THE EXERCISE:
Using the listing below, select the lines with the word "this" and copy them.

══ DATA SHOWN ══

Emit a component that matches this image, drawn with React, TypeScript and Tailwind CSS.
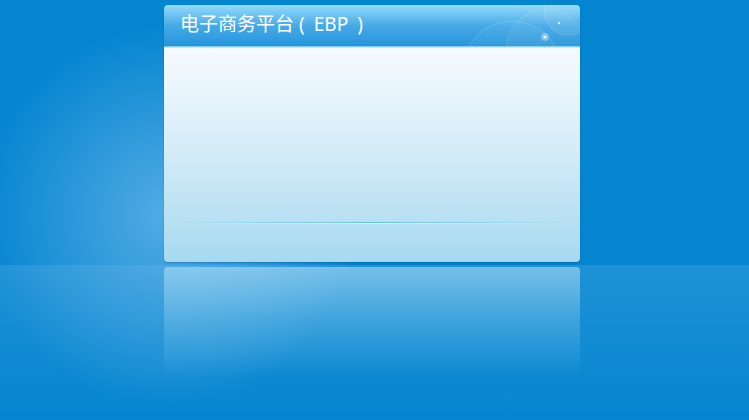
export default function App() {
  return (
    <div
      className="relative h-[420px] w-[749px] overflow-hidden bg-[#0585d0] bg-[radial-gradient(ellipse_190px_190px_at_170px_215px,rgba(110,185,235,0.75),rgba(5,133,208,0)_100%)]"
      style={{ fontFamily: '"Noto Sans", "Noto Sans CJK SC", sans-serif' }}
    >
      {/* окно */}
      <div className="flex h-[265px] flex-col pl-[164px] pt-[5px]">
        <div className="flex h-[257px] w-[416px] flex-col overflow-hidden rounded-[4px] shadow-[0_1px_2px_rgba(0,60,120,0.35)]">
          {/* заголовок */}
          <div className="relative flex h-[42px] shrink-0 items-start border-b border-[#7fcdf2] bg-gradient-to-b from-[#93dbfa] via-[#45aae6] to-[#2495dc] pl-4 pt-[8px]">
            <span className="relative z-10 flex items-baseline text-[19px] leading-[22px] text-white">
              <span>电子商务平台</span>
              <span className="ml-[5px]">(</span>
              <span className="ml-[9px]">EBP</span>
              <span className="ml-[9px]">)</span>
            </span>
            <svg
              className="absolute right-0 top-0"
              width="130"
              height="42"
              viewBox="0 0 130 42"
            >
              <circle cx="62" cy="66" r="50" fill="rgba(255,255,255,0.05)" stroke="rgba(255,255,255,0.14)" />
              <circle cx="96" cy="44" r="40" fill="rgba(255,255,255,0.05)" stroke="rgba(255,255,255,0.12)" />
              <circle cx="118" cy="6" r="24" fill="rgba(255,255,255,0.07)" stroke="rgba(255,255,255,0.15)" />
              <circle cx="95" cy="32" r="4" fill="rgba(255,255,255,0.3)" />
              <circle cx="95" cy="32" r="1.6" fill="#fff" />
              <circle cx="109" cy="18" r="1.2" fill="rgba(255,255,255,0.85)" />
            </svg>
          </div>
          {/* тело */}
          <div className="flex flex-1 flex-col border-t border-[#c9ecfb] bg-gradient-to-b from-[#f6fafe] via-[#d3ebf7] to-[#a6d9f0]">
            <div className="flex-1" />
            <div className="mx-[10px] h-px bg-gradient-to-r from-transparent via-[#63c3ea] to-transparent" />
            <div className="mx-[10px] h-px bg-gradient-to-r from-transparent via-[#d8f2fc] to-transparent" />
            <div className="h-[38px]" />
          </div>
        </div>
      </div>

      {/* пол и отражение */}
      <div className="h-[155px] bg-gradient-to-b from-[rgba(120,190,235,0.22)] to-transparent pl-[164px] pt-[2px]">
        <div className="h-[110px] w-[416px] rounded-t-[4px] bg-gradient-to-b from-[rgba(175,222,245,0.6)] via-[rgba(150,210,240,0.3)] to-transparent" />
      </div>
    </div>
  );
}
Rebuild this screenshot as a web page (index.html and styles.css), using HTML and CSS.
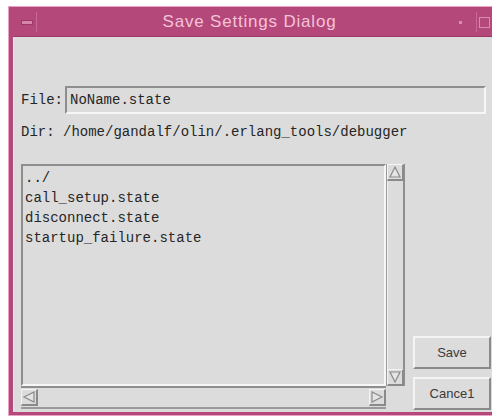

═══

ANSWER IN FULL:
Emit a component that matches this image, drawn with React, TypeScript and Tailwind CSS.
Rebuild this screenshot as a web page (index.html and styles.css), using HTML and CSS.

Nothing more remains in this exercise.